Let $K$ be a field and let $A, B,C$ be $K$-algebras such that:
- $A \subset B \subset C$
- $A\subset C$ is a finite extension.
- $B \subset C$ is a integral extension.
So $C$ is a finitely generated $A$-module (why?) and this implies (why?) $B$ is a finitely generated $A$-module.
I asked my teacher the second question and she replied that it is a result present in Atiyah-Macdonald. However, I cannot find it in the Chapter 2 dedicated to modules (neither in paragraph 1 for modules in general, nor in paragraph 4 for finitely generated modules, nor in paragraph 9 for algebras). Can any of you help me understand this or can you tell me which result to refer to?
This is not true in general. A remark first: as I noted in my comment, to say that $A\subseteq C$ is a finite extension means by definition that $C$ is a finitely-generated $A$-module, so this answers your first question. Also note that this makes condition $3$ in your question superfluous; if $C$ is a finitely generated $A$-module, then it is integral over $A$, and thus in particular is integral over $B\supseteq A$.
In any case, let $A$ be any non-Noetherian $K$-algebra, and let $I$ be any non-finitely generated ideal of $A$. (For instance, take $A=K[y_i]_{i\in\mathbb{N}}$ and $I=(y_i)_{i\in\mathbb{N}}$, although the specific choice of $A$ and $I$ is not important.) Then let $C={A[x]}\big/{(x^2)}$. Certainly $C$ is a finitely generated $A$-module, generated by the elements $\left\{\overline{1},\overline{x}\right\}$. Also, $I\overline{x}=\left\{\overline{ix}\right\}_{i\in I}$ is an ideal of $C$, and so, by the second isomorphism theorem, $$B:=A+I\overline{x}=\left\{\overline{a+ix}:a\in A,i\in I\right\}$$ is a subring of $C$. However, note that $A\cap I\overline{x}=0$, and so $B=A\oplus I\overline{x}$ as an $A$-module. Since $I\overline{x}\cong I$ is not a finitely-generated $A$-module, this means that $B$ is not a finitely generated $A$-module either, and thus we have a counterexample. (The projection of any generating set of a module onto a direct summand of the module is a generating set of the summand. In particular, if $B$ were finitely generated, then $I\overline{x}$ would be too, a contradiction.)
The desired result does hold if $A$ is Noetherian, and in that case is essentially an immediate corollary of the Artin-Tate lemma. In fact, I suspect your professor was probably thinking of this lemma in her comment to you; a proof of it may be found in proposition 7.8. of Atiyah-Macdonald, if you'd like a specific reference.
So, assume $A$ is Noetherian. Since $C$ is a finitely generated $A$-module, it is in particular a finitely generated $B$-module. Also, again since $C$ is a finitely generated $A$-module, it is in particular a finitely generated $A$-algebra. Thus, by Artin-Tate, $B$ is also a finitely generated $A$-algebra.

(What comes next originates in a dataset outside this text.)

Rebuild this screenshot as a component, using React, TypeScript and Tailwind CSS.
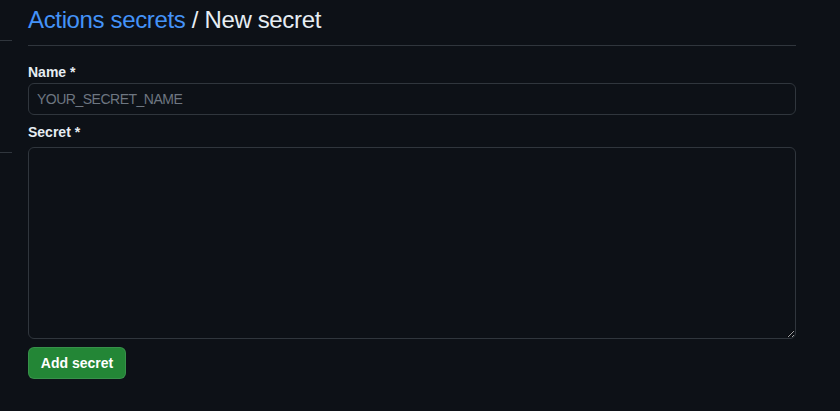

Now, as noted above, $C$ is integral over $A$, so likewise $B$ is integral over $A$. Then $B$ is an integral and finitely generated $A$-algebra, and thus is a finitely generated $A$-module, as desired. (Slogan: "integral and finitely generated as an algebra implies finitely generated as a module." This is a standard result and can be proved by induction, but if you need a proof of it let me know.)